Extract every line of the material below and reproduce it faithfully.

# # # #

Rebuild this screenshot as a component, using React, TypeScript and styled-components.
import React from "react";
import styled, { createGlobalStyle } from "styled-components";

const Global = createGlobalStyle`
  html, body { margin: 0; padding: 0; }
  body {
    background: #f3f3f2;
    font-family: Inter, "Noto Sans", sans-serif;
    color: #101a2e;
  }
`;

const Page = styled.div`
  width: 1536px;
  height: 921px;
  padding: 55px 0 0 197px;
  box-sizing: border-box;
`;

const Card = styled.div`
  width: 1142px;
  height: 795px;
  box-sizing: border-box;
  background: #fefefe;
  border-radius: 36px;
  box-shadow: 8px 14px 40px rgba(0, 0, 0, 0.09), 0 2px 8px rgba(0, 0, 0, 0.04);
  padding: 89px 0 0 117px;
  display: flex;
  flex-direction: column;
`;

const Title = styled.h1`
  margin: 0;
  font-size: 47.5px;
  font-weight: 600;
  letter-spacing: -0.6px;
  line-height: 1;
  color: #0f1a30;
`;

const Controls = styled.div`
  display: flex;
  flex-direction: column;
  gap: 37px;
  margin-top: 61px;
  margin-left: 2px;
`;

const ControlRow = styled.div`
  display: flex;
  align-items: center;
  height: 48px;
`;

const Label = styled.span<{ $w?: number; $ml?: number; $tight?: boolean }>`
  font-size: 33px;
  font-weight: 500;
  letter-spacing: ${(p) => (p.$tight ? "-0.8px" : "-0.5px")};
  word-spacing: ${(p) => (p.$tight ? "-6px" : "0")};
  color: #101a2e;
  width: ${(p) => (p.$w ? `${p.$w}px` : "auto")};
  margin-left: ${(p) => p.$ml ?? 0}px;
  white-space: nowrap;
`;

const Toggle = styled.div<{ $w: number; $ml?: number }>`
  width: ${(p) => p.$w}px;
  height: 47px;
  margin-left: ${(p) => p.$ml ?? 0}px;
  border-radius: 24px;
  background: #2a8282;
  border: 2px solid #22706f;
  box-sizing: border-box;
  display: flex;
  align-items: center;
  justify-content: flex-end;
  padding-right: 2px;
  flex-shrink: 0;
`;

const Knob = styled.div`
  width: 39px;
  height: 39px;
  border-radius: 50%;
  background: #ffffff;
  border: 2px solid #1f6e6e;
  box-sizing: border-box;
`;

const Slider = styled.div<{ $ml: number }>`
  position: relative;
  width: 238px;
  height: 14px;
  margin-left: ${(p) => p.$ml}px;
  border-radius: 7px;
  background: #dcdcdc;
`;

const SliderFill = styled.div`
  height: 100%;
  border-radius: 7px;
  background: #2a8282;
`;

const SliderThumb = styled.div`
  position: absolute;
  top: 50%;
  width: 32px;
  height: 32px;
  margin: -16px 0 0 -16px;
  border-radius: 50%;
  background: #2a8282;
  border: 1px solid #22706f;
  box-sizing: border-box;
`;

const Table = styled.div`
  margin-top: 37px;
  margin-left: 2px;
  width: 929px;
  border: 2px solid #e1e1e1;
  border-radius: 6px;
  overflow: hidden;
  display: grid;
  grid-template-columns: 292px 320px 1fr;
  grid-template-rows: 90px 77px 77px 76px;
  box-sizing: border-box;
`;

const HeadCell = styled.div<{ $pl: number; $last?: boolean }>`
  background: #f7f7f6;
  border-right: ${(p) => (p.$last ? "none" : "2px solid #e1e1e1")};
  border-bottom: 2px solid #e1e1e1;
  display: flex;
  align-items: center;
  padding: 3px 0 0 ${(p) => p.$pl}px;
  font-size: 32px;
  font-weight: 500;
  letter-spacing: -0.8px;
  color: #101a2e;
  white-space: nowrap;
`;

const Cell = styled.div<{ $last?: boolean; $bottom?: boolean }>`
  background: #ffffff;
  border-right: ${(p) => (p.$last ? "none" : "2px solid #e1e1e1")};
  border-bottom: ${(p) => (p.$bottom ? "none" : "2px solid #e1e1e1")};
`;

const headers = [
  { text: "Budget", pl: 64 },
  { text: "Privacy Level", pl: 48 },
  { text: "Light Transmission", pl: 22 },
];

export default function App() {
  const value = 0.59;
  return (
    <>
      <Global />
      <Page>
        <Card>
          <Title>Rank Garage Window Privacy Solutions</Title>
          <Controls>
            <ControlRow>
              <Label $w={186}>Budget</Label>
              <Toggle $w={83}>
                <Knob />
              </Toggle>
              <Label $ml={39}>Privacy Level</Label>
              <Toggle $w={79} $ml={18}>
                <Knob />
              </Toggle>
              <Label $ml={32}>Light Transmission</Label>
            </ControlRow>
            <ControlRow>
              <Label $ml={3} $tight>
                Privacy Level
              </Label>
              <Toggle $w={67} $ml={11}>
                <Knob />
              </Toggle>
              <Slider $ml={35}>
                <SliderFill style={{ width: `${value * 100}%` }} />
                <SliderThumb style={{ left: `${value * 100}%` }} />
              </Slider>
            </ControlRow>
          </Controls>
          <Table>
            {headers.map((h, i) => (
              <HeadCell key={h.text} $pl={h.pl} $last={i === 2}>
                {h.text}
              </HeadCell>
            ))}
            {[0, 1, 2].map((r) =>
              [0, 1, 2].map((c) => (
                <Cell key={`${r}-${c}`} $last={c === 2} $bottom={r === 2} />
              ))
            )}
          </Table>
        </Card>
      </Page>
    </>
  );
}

# # # #

_WRITTEN ANSWER_
Rebuild this screenshot as a component, using React, TypeScript and styled-components.
import React from "react";
import styled, { createGlobalStyle } from "styled-components";

const Global = createGlobalStyle`
  html, body { margin: 0; padding: 0; }
  body {
    background: #f3f3f2;
    font-family: Inter, "Noto Sans", sans-serif;
    color: #101a2e;
  }
`;

const Page = styled.div`
  width: 1536px;
  height: 921px;
  padding: 55px 0 0 197px;
  box-sizing: border-box;
`;

const Card = styled.div`
  width: 1142px;
  height: 795px;
  box-sizing: border-box;
  background: #fefefe;
  border-radius: 36px;
  box-shadow: 8px 14px 40px rgba(0, 0, 0, 0.09), 0 2px 8px rgba(0, 0, 0, 0.04);
  padding: 89px 0 0 117px;
  display: flex;
  flex-direction: column;
`;

const Title = styled.h1`
  margin: 0;
  font-size: 47.5px;
  font-weight: 600;
  letter-spacing: -0.6px;
  line-height: 1;
  color: #0f1a30;
`;

const Controls = styled.div`
  display: flex;
  flex-direction: column;
  gap: 37px;
  margin-top: 61px;
  margin-left: 2px;
`;

const ControlRow = styled.div`
  display: flex;
  align-items: center;
  height: 48px;
`;

const Label = styled.span<{ $w?: number; $ml?: number; $tight?: boolean }>`
  font-size: 33px;
  font-weight: 500;
  letter-spacing: ${(p) => (p.$tight ? "-0.8px" : "-0.5px")};
  word-spacing: ${(p) => (p.$tight ? "-6px" : "0")};
  color: #101a2e;
  width: ${(p) => (p.$w ? `${p.$w}px` : "auto")};
  margin-left: ${(p) => p.$ml ?? 0}px;
  white-space: nowrap;
`;

const Toggle = styled.div<{ $w: number; $ml?: number }>`
  width: ${(p) => p.$w}px;
  height: 47px;
  margin-left: ${(p) => p.$ml ?? 0}px;
  border-radius: 24px;
  background: #2a8282;
  border: 2px solid #22706f;
  box-sizing: border-box;
  display: flex;
  align-items: center;
  justify-content: flex-end;
  padding-right: 2px;
  flex-shrink: 0;
`;

const Knob = styled.div`
  width: 39px;
  height: 39px;
  border-radius: 50%;
  background: #ffffff;
  border: 2px solid #1f6e6e;
  box-sizing: border-box;
`;

const Slider = styled.div<{ $ml: number }>`
  position: relative;
  width: 238px;
  height: 14px;
  margin-left: ${(p) => p.$ml}px;
  border-radius: 7px;
  background: #dcdcdc;
`;

const SliderFill = styled.div`
  height: 100%;
  border-radius: 7px;
  background: #2a8282;
`;

const SliderThumb = styled.div`
  position: absolute;
  top: 50%;
  width: 32px;
  height: 32px;
  margin: -16px 0 0 -16px;
  border-radius: 50%;
  background: #2a8282;
  border: 1px solid #22706f;
  box-sizing: border-box;
`;

const Table = styled.div`
  margin-top: 37px;
  margin-left: 2px;
  width: 929px;
  border: 2px solid #e1e1e1;
  border-radius: 6px;
  overflow: hidden;
  display: grid;
  grid-template-columns: 292px 320px 1fr;
  grid-template-rows: 90px 77px 77px 76px;
  box-sizing: border-box;
`;

const HeadCell = styled.div<{ $pl: number; $last?: boolean }>`
  background: #f7f7f6;
  border-right: ${(p) => (p.$last ? "none" : "2px solid #e1e1e1")};
  border-bottom: 2px solid #e1e1e1;
  display: flex;
  align-items: center;
  padding: 3px 0 0 ${(p) => p.$pl}px;
  font-size: 32px;
  font-weight: 500;
  letter-spacing: -0.8px;
  color: #101a2e;
  white-space: nowrap;
`;

const Cell = styled.div<{ $last?: boolean; $bottom?: boolean }>`
  background: #ffffff;
  border-right: ${(p) => (p.$last ? "none" : "2px solid #e1e1e1")};
  border-bottom: ${(p) => (p.$bottom ? "none" : "2px solid #e1e1e1")};
`;

const headers = [
  { text: "Budget", pl: 64 },
  { text: "Privacy Level", pl: 48 },
  { text: "Light Transmission", pl: 22 },
];

export default function App() {
  const value = 0.59;
  return (
    <>
      <Global />
      <Page>
        <Card>
          <Title>Rank Garage Window Privacy Solutions</Title>
          <Controls>
            <ControlRow>
              <Label $w={186}>Budget</Label>
              <Toggle $w={83}>
                <Knob />
              </Toggle>
              <Label $ml={39}>Privacy Level</Label>
              <Toggle $w={79} $ml={18}>
                <Knob />
              </Toggle>
              <Label $ml={32}>Light Transmission</Label>
            </ControlRow>
            <ControlRow>
              <Label $ml={3} $tight>
                Privacy Level
              </Label>
              <Toggle $w={67} $ml={11}>
                <Knob />
              </Toggle>
              <Slider $ml={35}>
                <SliderFill style={{ width: `${value * 100}%` }} />
                <SliderThumb style={{ left: `${value * 100}%` }} />
              </Slider>
            </ControlRow>
          </Controls>
          <Table>
            {headers.map((h, i) => (
              <HeadCell key={h.text} $pl={h.pl} $last={i === 2}>
                {h.text}
              </HeadCell>
            ))}
            {[0, 1, 2].map((r) =>
              [0, 1, 2].map((c) => (
                <Cell key={`${r}-${c}`} $last={c === 2} $bottom={r === 2} />
              ))
            )}
          </Table>
        </Card>
      </Page>
    </>
  );
}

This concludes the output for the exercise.